Feedback and feedforward in history

Power brokers sometimes reward potential enemies, expecting that the reward will turn them into friends. It's a gamble that sometimes doesn't pay off: Saddam Hussein didn't become Bush senior's ally when the president rewarded him with arms supplies.
Nor did it pan out in post-World War I Germany. In 1933, the Nazi Party had risen to take 38 percent of the nation's popular vote in a field of thirty political parties, but it was clear the popularity of Hitler's party had peaked. In a fluke miscalculation, though, President Hindenburg, the aging war hero who had always loathed Hitler, decided to reward Hitler's popularity by letting him be chancellor. He hoped that making him an ally would discourage further ambitions. Within eighteen months, though, Hindenburg was dead and Hitler had secured his dictatorship.

A similar miscalculation in AD 376 caused the end of the Western Roman Empire and led to the beginning of the Dark Ages. The Visigoths (a Germanic tribe), persecuted in the north by the Huns, asked the Roman emperor Valens whether the Visigoths could relocate into Roman territory. Valens rewarded their request with consent, expecting his kindness to be repaid with loyal Visigoth soldiers supporting his various military campaigns. Within two years, however, the Visigoths had defeated Rome from within.

When news of the Visigoths' victory reached the Eastern Roman Empire, in Constantinople, its emperor ordered his thousands of loyal Visigoth soldiers to amass for duty.
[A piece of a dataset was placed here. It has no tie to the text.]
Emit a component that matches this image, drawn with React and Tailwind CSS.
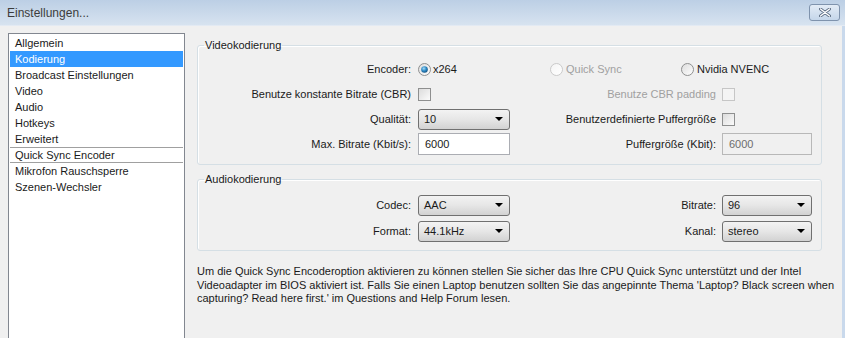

While they awaited orders, the emperor had them all killed. Dying, they must have wondered what they had done to deserve it. In fact, they had done nothing - yet. The punishment was feedforward, not feedback.

At the root of religious rifts

The entire debate between Luther and the Catholics, causing the greatest rift in Christian history, is about this question of feedback and feedforward. The terms of art in this matter are law and grace. To Catholics, law is that which God expects of us, and grace is God's choice to forgive us for not complying completely. For Lutherans, on the other hand, grace is what God gives to us freely - and, receiving it, we want to give to him unconstrained compliance with the law.